Müntefering fällt SPD-Wahlkämpfern in den Rücken

Von Frank Capellan, Hauptstadtstudio · 14.08.2013
"Opposition ist Mist!" – Klartext à la Müntefering. Ja, der konnte das auch, nicht drum herumreden, ganz wie der Kanzlerkandidat. Peer Steinbrück allerdings macht er gerade die klitzekleine Chance kaputt, doch noch auf die Regierungsbank zu kommen.
Müntefering hat recht, keine Frage: Es gab zunächst keine Kampagne, kein Personal, keine Bühne, es gab nichts – niemand, der schon mal gecheckt hätte, ob Steinbrück seine üppigen Honorare auf die Füße fallen könnten. Schwupps, war er in der Defensive!

Sigmar Gabriel hat großen Anteil daran: Sein Plan, mit der Antwort auf die K-Frage erst zur Niedersachsenwahl im Januar dieses Jahres rauszurücken, ist nicht aufgegangen – auch weil er Frank-Walter Steinmeier genervt hat, ihm vorgehalten hat, zu sehr zu zaudern. Nur deshalb war der Fraktionschef sauer, nur deshalb hat er im September letzten Jahres vorzeitig ausgeplaudert, was längst fest stand: dass er nicht noch einmal gegen Merkel antreten wird. Auch das hat Müntefering im Sinn, zu recht, aber muss das 40 Tage vor der Wahl öffentlich ausgebreitet werden? Nein!

Vergossene Milch, "hätte, hätte Fahrradkette", wie Steinbrück sagen würde. Müntefering fällt den Tausenden von Wahlkämpfern in den Rücken, der Frust des alten Vorsitzenden über seinen Nachfolger muss ungeheuer sein. Tatsächlich erweckt Sigmar Gabriel den Eindruck, als habe er eine Kanzlerschaft Steinbrücks längst abgeschrieben.
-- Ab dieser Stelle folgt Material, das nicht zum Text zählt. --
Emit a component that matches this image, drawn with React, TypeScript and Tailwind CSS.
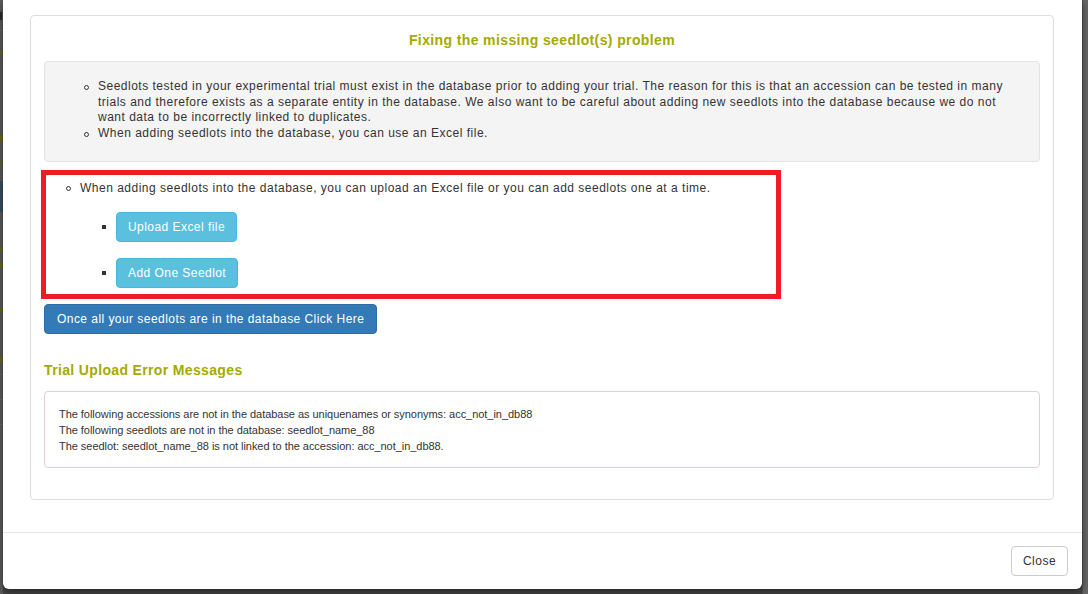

Wer glaubt, zwei Tage nach der Wahl einen Parteitag abhalten zu müssen, macht doch öffentlich, dass er über die Niederlage nachdenkt. Darüber, wie er die eigene Macht sichert oder ausweitet, darüber, ob und unter welchen Umständen die Partei in eine verhasste Koalition mit Angela Merkel geführt werden könnte. Die will die Partei nicht, der Wähler schon.

Kann sich die SPD wirklich verweigern, wenn Deutschland unregierbar ist, weil Schwarz-Gelb abgewählt und alle anderen Optionen weiter zurückgewiesen werden? Die Ampel, Schwarz-Grün, ein rot-rot-grünes Bündnis? Letzteres hat Sigmar Gabriel kategorisch ausgeschlossen, sich ohne Not in die Ypsilanti-Falle drängen lassen. Das haben er und einige andere in der SPD-Führung verbockt. Geblendet vom Fukushima-Hoch der Grünen vor zwei Jahren, das eine rot-grüne Regierung in den Bereich des Möglichen brachte. Diese Tür ist zu, Wortbruch droht. Eine Neuwahl aber – sollte sich die Partei einer Großen Koalition widersetzen - könnte die SPD erst recht um Kopf und Kragen bringen. Der Wähler wäre nicht amused! Am Ende wird Gabriel die Partei wohl wieder in die Große Koalition führen müssen. Am Ende hat Münte doch wieder Recht: Opposition ist Mist!